Massive 2- and 3-loop corrections to hard scattering processes in QCD

TL;DR

This paper presents high-precision calculations of two-mass contributions to QCD processes at three-loop order, improving theoretical predictions for collider experiments involving heavy quarks.

Contribution

It provides the first calculation of two-mass three-loop corrections to polarized operator matrix elements in QCD, with a new Fortran library for their evaluation.

Findings

Calculated two-mass contributions to operator matrix elements at order α_s^3.

Discussed the mathematical structure and phenomenological relevance of these corrections.

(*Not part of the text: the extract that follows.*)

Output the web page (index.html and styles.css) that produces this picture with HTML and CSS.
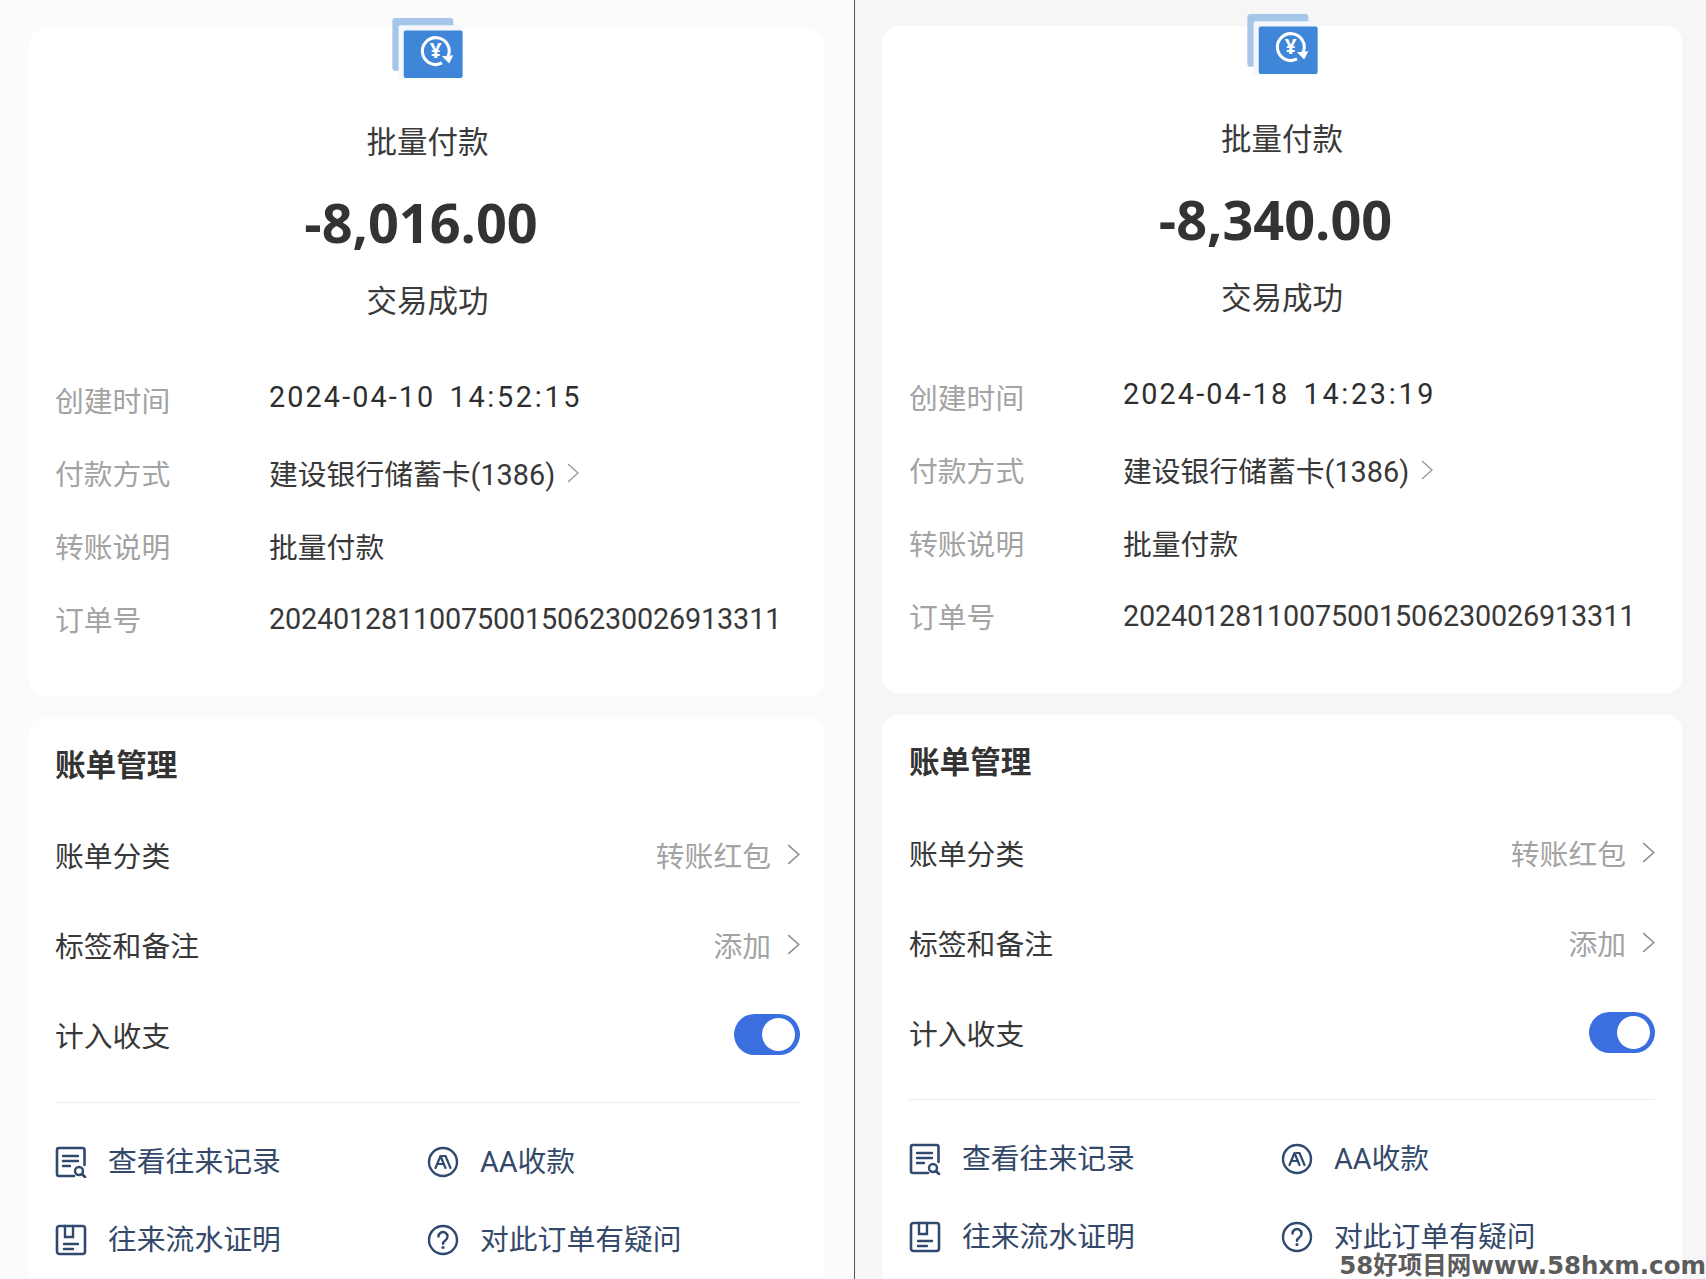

Developed a computational tool for evaluating heavy quark effects in QCD analyses.

Abstract

With the increasing experimental precision available at colliders, higher-order perturbative calculations are required to reduce the theory uncertainty in order to extract crucial QCD parameters, such as the strong coupling constant, to the required precision, often the order of one percent. For this reason, the contributions of the massive charm and bottom quarks need to be taken into account in hadronic processes such as deep-inelastic scattering. In this thesis, we calculate to order $\alpha_s^3$ the two-mass contributions to the twist-two polarized operator matrix elements $A_{gg,Q}^{(3)}$ and $A_{Qq}^{(3),PS}$ as functions of the heavy quark mass ratio. We discuss the mathematical structure of these objects and discuss their phenomenological importance for the variable flavour number scheme and mathematical and computer-algebraic aspects of their calculation. We further address the impact of the heavy quarks to the scheme-invariant evolution of structure functions and introduce a Fortran library for their evaluation. We also discuss a computer algebra implementation of a solver for partial linear difference equations.